*REQUIREMENT:* Your task is to copy every line of the entries that contains "screenshot".

(Pages as source code)
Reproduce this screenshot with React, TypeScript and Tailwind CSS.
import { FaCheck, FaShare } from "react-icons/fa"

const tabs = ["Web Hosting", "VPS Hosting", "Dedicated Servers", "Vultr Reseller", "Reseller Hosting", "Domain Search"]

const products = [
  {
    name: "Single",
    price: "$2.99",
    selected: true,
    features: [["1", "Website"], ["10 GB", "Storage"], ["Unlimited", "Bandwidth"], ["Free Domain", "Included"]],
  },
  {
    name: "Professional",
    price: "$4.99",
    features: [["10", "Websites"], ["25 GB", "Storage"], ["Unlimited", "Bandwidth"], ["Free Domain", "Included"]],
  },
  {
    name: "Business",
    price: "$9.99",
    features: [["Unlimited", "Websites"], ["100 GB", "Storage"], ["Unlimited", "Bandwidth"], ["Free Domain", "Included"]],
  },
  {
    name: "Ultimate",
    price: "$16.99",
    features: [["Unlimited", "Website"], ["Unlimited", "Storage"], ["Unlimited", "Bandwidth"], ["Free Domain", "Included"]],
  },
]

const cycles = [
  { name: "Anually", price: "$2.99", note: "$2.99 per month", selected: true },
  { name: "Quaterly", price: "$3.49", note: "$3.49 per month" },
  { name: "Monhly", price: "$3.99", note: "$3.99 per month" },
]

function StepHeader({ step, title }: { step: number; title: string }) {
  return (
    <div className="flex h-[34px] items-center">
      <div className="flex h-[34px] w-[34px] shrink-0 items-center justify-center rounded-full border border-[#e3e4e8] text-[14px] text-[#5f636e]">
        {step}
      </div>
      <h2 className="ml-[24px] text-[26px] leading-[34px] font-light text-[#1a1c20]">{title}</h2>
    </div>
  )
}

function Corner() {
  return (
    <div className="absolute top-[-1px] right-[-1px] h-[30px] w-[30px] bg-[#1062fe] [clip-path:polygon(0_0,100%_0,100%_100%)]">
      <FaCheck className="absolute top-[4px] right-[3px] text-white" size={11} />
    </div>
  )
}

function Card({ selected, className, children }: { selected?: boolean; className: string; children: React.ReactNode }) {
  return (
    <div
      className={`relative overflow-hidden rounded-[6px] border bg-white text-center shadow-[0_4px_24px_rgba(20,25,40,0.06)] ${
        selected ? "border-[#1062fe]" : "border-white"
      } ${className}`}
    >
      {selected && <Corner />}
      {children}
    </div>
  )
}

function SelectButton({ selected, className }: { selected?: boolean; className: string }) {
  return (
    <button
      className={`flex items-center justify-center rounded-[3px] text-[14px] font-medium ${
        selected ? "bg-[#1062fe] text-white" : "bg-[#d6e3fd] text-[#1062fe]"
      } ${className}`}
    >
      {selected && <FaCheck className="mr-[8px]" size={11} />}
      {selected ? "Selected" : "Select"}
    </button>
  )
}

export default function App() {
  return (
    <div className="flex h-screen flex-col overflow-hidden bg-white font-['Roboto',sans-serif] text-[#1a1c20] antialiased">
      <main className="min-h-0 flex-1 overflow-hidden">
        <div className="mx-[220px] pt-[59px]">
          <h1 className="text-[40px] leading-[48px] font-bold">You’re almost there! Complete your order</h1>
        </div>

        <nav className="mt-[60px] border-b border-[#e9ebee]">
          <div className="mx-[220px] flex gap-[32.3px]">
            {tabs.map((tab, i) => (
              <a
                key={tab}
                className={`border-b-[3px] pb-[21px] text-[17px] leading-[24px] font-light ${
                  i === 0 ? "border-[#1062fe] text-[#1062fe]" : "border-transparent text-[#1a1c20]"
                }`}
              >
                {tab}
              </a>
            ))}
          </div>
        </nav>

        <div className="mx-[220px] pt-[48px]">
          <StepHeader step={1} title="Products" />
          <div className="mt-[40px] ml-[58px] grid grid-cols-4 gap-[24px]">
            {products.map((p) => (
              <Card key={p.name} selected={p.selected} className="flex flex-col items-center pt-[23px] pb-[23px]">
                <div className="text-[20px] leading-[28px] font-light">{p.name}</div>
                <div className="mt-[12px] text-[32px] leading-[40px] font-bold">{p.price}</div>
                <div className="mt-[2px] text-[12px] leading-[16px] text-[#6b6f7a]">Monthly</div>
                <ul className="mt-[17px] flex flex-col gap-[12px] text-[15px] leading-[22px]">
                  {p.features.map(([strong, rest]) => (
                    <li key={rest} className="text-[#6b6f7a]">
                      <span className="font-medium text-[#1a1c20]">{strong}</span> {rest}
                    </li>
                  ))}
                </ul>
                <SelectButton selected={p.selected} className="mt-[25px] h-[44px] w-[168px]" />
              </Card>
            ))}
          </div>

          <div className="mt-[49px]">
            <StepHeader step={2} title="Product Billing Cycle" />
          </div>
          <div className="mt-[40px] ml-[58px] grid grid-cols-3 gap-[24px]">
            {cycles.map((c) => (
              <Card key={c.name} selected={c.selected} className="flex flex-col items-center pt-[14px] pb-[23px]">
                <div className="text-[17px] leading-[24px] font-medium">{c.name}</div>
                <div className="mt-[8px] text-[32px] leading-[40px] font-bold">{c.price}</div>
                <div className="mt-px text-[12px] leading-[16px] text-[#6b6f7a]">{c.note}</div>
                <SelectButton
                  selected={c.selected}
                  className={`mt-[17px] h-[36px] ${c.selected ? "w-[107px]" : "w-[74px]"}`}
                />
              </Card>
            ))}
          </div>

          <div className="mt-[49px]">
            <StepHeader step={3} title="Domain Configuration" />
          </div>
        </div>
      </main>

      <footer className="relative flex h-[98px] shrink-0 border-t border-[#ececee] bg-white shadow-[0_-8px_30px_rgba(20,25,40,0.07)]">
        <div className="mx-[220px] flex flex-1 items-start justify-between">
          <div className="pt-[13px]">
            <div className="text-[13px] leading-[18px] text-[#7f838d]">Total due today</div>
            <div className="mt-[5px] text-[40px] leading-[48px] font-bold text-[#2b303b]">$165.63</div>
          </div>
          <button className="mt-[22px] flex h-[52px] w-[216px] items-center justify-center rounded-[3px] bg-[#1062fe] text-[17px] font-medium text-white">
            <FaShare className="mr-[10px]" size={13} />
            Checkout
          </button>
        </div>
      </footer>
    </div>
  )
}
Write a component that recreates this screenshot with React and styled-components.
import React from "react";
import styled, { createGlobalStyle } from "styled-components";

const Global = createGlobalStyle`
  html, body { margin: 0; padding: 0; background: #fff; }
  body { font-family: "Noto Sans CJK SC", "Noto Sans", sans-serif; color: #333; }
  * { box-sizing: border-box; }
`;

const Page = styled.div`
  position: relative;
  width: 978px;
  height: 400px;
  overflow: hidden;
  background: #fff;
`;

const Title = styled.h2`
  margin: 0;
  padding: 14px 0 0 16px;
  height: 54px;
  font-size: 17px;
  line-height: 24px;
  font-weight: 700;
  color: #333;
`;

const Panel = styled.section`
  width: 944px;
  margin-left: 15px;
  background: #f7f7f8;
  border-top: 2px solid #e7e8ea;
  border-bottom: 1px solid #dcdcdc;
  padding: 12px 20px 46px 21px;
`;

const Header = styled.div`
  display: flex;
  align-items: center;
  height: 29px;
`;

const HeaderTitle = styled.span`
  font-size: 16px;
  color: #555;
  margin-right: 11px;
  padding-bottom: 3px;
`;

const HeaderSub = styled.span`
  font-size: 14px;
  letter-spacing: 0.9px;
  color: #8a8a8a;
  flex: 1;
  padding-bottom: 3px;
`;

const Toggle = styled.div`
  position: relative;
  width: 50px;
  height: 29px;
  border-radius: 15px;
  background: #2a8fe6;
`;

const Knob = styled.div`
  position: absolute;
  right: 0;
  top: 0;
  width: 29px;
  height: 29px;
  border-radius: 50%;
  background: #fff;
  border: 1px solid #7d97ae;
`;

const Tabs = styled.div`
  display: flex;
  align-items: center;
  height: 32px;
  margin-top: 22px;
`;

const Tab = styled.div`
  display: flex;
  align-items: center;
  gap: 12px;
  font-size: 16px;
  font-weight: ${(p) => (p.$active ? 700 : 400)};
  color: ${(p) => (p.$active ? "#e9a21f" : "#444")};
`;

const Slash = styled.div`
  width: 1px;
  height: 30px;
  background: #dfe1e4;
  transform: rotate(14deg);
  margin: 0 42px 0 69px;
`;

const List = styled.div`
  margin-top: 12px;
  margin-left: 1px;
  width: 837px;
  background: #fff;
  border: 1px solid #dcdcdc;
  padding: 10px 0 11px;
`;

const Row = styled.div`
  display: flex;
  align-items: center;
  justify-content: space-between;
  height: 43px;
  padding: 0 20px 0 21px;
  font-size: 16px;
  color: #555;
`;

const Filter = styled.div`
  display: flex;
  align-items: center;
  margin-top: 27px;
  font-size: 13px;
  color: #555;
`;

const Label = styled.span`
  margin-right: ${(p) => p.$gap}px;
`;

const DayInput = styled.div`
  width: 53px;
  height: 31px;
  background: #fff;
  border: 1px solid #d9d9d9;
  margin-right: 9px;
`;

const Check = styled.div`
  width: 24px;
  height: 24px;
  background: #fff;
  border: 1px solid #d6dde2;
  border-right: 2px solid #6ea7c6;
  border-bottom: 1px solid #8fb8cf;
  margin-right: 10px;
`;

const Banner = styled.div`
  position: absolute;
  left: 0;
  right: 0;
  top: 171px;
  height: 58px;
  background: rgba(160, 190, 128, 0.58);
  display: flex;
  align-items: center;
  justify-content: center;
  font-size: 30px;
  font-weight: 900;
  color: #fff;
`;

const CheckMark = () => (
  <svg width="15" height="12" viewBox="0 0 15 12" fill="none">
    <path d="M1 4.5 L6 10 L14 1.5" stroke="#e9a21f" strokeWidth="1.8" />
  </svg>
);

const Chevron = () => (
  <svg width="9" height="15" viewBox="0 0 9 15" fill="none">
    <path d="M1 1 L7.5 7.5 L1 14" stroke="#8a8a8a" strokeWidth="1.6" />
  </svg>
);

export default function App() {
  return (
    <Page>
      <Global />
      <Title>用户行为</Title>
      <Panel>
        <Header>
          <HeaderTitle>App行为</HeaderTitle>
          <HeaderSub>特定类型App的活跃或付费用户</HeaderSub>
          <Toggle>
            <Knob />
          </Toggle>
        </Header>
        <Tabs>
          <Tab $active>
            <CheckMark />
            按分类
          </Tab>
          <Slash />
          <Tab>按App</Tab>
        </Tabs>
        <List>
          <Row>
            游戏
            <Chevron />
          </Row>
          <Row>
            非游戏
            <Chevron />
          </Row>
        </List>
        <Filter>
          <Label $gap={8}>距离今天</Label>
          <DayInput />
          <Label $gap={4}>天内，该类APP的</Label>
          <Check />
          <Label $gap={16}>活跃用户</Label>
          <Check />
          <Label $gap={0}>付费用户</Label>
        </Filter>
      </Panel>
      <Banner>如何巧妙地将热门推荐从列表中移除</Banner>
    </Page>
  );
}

*SOLUTION TO THE PROBLEM:*
Reproduce this screenshot with React, TypeScript and Tailwind CSS.
Write a component that recreates this screenshot with React and styled-components.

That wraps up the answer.